Já depois da queda, tudo fizeram para gritar “há lobo” aos ouvidos das agências de rating. Se puderam enganar a parte da classe média que neles votou sobre os seus pretensos méritos na reputação financeira do País, quando afinal tudo se deve ao Banco Central Europeu, vem agora a prova dos nove: não só o rating não desceu, como o crédito para a dívida soberana passou a juros negativos. Realmente frustrante para a PaF.
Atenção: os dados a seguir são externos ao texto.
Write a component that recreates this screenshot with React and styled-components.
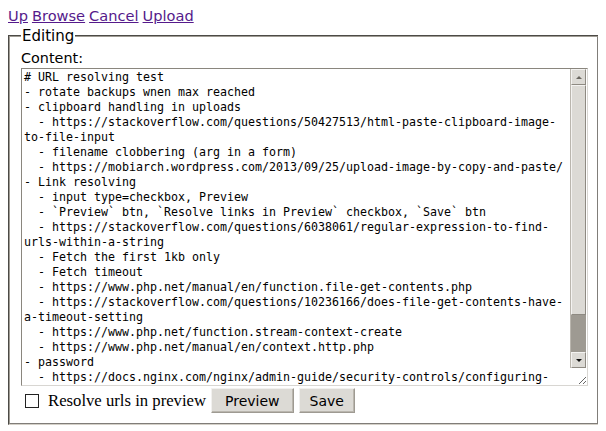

Muitos outros esqueletos devem existir nos armários do governo anterior. A lista será infindável se o governo cambaleante continuar, mesmo que em vez dele surja um governo dito “técnico”, a cargo de um inocente útil, disposto a ser trucidado semanalmente no Parlamento. As oposições deliciar-se-ão a descobrir os podres não revelados em período eleitoral. Teriam tempo para o fazer. Seriam implacáveis em deslindar o que foi encoberto. Semana atrás de semana, a verdade seria exposta em prestações. Cairiam por terra as mentiras; e o argumento de que tanto abusam sobre o contrato de confiança entre eleitores e eleitos virar-se-á contra eles que afinal, pela segunda vez, enganaram pesadamente quem neles votou. Este pavor explica o desespero com que a tropa de choque se agarra ao poder. Passos tem outras ideias. Sabe que a agonia de um governo de gestão corrói a sua reputação, mesmo que um futuro presidente lhe fosse simpático, o que é duvidoso. E se esperasse que o novo Presidente convocasse eleições antecipadas, caso elas surgissem, o seu resultado seria bem pior que o anterior. A coligação esvair-se-ia em recriminações mútuas e em divisões até agora omitidas. Basta ver o que aconteceu na votação para reposição da lei anterior sobre a luta contra o aborto clandestino. O PSD dividiu-se de acordo com a sua cada vez mais escassa consciência social-democrata e o CDS revelou-se como o verdadeiro partido da direita.
O governo de Costa simplesmente não terá tempo para desperdiçar nestas guerrilhas. Afinal, a sua posse iminente pode ainda ser a única forma de prolongar a vida à coligação, deixando a direita viver com um resto de dignidade o caminho que escolheu.